BEGIN SOURCE EXCERPT
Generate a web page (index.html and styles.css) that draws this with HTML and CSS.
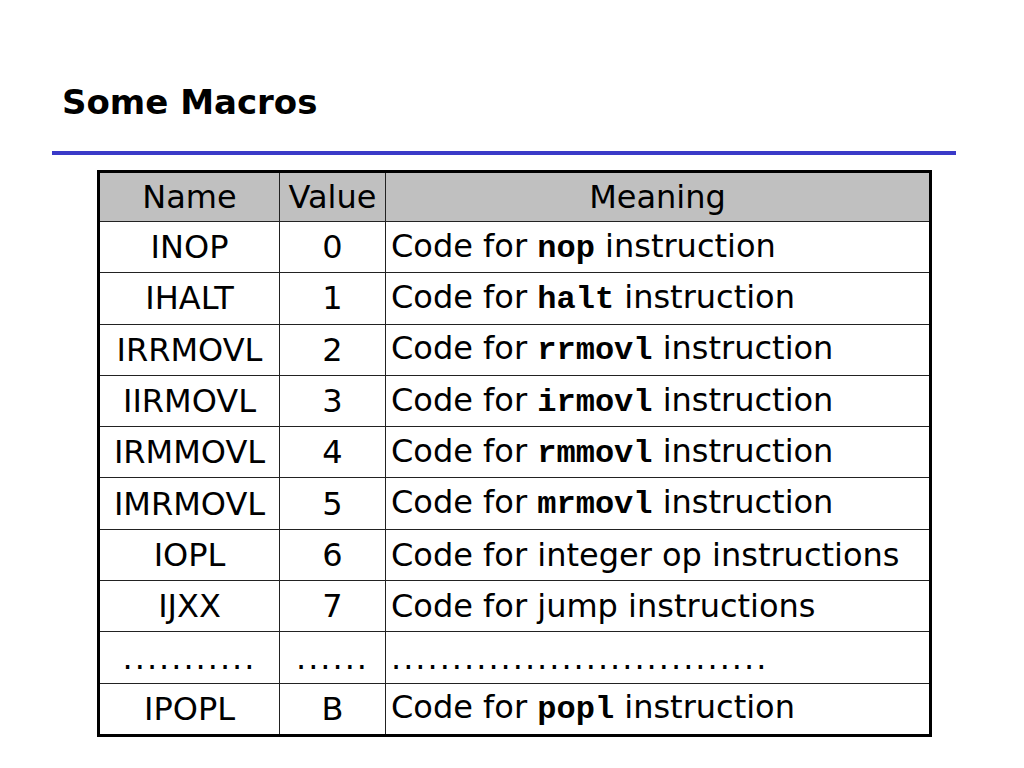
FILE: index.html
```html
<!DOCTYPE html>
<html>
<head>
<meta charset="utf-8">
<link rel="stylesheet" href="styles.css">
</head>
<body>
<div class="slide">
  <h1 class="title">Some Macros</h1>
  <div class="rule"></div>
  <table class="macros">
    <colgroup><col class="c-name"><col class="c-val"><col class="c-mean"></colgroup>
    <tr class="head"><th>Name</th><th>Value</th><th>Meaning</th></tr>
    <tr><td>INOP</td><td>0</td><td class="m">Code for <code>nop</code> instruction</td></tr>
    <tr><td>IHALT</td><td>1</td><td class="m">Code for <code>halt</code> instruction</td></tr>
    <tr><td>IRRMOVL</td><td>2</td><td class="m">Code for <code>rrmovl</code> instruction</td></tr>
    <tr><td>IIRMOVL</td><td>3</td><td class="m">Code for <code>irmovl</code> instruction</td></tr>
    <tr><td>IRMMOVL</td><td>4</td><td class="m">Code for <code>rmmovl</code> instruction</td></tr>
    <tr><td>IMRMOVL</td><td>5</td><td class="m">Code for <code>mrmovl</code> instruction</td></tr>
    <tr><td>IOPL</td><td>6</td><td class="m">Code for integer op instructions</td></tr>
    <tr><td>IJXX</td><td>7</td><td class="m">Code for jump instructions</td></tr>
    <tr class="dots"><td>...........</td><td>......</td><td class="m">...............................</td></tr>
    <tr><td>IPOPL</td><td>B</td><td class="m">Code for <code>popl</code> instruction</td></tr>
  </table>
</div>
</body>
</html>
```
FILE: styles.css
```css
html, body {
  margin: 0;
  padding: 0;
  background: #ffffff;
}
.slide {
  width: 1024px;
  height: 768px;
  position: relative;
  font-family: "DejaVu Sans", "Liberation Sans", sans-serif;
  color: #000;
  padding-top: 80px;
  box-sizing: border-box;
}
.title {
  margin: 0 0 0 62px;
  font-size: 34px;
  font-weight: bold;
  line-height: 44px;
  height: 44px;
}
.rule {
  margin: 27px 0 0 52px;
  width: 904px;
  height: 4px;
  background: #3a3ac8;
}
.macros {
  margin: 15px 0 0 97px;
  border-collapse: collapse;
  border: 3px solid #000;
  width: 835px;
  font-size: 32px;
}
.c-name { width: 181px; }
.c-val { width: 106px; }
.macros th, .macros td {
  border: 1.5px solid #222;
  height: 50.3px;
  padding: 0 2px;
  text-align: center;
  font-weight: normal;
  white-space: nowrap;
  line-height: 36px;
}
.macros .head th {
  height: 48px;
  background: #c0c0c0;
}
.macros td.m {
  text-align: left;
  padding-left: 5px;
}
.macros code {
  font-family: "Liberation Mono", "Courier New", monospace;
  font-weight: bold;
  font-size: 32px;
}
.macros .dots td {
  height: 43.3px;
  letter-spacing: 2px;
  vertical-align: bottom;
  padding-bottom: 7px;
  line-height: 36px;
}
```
END SOURCE EXCERPT
SHORT EXERCISE →
Make an exact copy of all the material, but keep the pictures out of it.

EXERCISE OUTPUT →
Generate a web page (index.html and styles.css) that draws this with HTML and CSS.
FILE: index.html
```html
<!DOCTYPE html>
<html>
<head>
<meta charset="utf-8">
<link rel="stylesheet" href="styles.css">
</head>
<body>
<div class="slide">
  <h1 class="title">Some Macros</h1>
  <div class="rule"></div>
  <table class="macros">
    <colgroup><col class="c-name"><col class="c-val"><col class="c-mean"></colgroup>
    <tr class="head"><th>Name</th><th>Value</th><th>Meaning</th></tr>
    <tr><td>INOP</td><td>0</td><td class="m">Code for <code>nop</code> instruction</td></tr>
    <tr><td>IHALT</td><td>1</td><td class="m">Code for <code>halt</code> instruction</td></tr>
    <tr><td>IRRMOVL</td><td>2</td><td class="m">Code for <code>rrmovl</code> instruction</td></tr>
    <tr><td>IIRMOVL</td><td>3</td><td class="m">Code for <code>irmovl</code> instruction</td></tr>
    <tr><td>IRMMOVL</td><td>4</td><td class="m">Code for <code>rmmovl</code> instruction</td></tr>
    <tr><td>IMRMOVL</td><td>5</td><td class="m">Code for <code>mrmovl</code> instruction</td></tr>
    <tr><td>IOPL</td><td>6</td><td class="m">Code for integer op instructions</td></tr>
    <tr><td>IJXX</td><td>7</td><td class="m">Code for jump instructions</td></tr>
    <tr class="dots"><td>...........</td><td>......</td><td class="m">...............................</td></tr>
    <tr><td>IPOPL</td><td>B</td><td class="m">Code for <code>popl</code> instruction</td></tr>
  </table>
</div>
</body>
</html>
```
FILE: styles.css
```css
html, body {
  margin: 0;
  padding: 0;
  background: #ffffff;
}
.slide {
  width: 1024px;
  height: 768px;
  position: relative;
  font-family: "DejaVu Sans", "Liberation Sans", sans-serif;
  color: #000;
  padding-top: 80px;
  box-sizing: border-box;
}
.title {
  margin: 0 0 0 62px;
  font-size: 34px;
  font-weight: bold;
  line-height: 44px;
  height: 44px;
}
.rule {
  margin: 27px 0 0 52px;
  width: 904px;
  height: 4px;
  background: #3a3ac8;
}
.macros {
  margin: 15px 0 0 97px;
  border-collapse: collapse;
  border: 3px solid #000;
  width: 835px;
  font-size: 32px;
}
.c-name { width: 181px; }
.c-val { width: 106px; }
.macros th, .macros td {
  border: 1.5px solid #222;
  height: 50.3px;
  padding: 0 2px;
  text-align: center;
  font-weight: normal;
  white-space: nowrap;
  line-height: 36px;
}
.macros .head th {
  height: 48px;
  background: #c0c0c0;
}
.macros td.m {
  text-align: left;
  padding-left: 5px;
}
.macros code {
  font-family: "Liberation Mono", "Courier New", monospace;
  font-weight: bold;
  font-size: 32px;
}
.macros .dots td {
  height: 43.3px;
  letter-spacing: 2px;
  vertical-align: bottom;
  padding-bottom: 7px;
  line-height: 36px;
}
```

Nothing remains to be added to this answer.